Attorney Mellon argues that application of my November 19, 2009 Opinion would work a manifest injustice by creating a situation in which an attorney's ability to represent his client could be hampered by his need to protect his own interests in future litigation. He cites no case law in support of this proposition. Moreover, as discussed above, he has not established that my determination that he is bound by his client's earlier position was clear error. See In re City of Philadelphia Litigation, 158 F.3d at 720-721.
That is, even assuming that my decision could create the effect he describes, defendant Mellon has not persuaded me that my prior decision was "clearly wrong and that adherence to the decision would create a manifest injustice.'" Payne, 2006 U.S.Dist. LEXIS 89251, at *5-6 (quoting In re City of Philadelphia Litigation, 158 F.3d at 720-721) (emphasis added).

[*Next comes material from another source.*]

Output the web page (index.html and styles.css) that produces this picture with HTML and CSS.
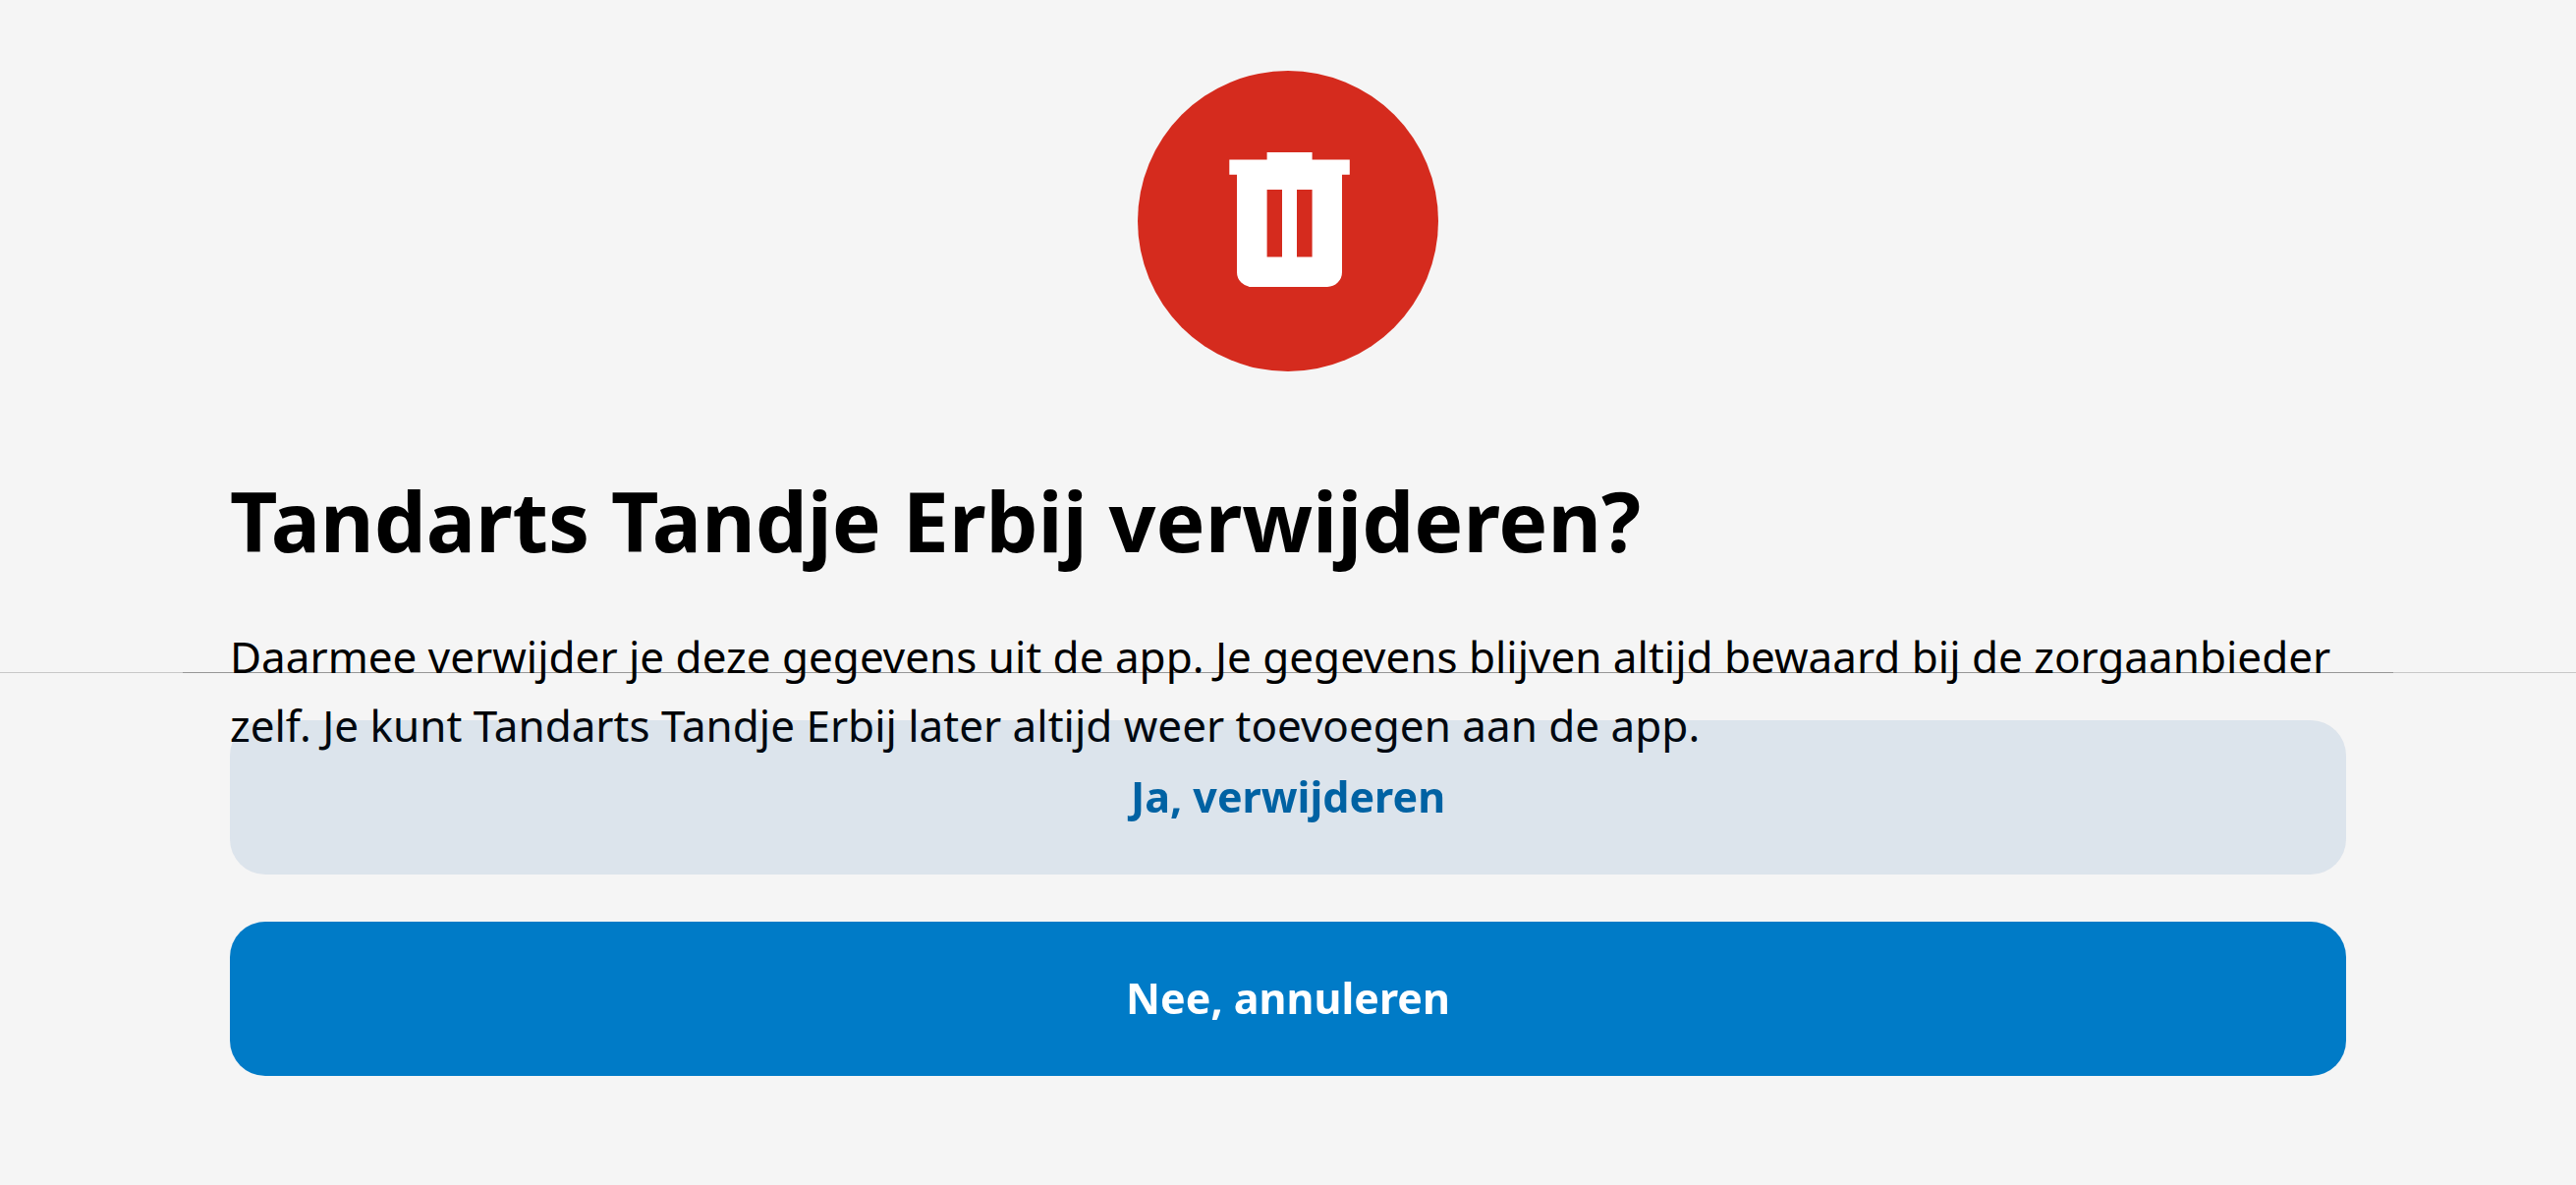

Attorney Mellon contends that my November 19, 2009 Opinion contains inappropriate comments about the applicability of the doctrine of judicial estoppel. Because I determined that the doctrine of equitable estoppel applies in this case, I did not specifically address whether the elements of judicial estoppel had been met. However, I noted that this court would not countenance "fast and loose" litigation tactics, which the doctrine of judicial estoppel seeks to redress.
Although my November 19, 2009 Opinion speaks for itself in this regard, nothing in the discussion should be construed as a determination that judicial estoppel applies in this case. Rather, as the Opinion makes clear, I did not discuss the elements of judicial estoppel as applied to this case. My remarks are simply a reminder to the parties of the importance of general principles of fair play, substantial justice, and due process of law. *fn16
As discussed above, defendant Mellon has not established that my conclusions are clearly wrong and that adherence to the Opinion would create a manifest injustice. Accordingly, I deny the motion for reconsideration.
For all the foregoing reasons, I deny Defendant Leonard Mellon, Esquire's Motion for Reconsideration of the Court's Opinion and Order on Motion to Dismiss or Stay.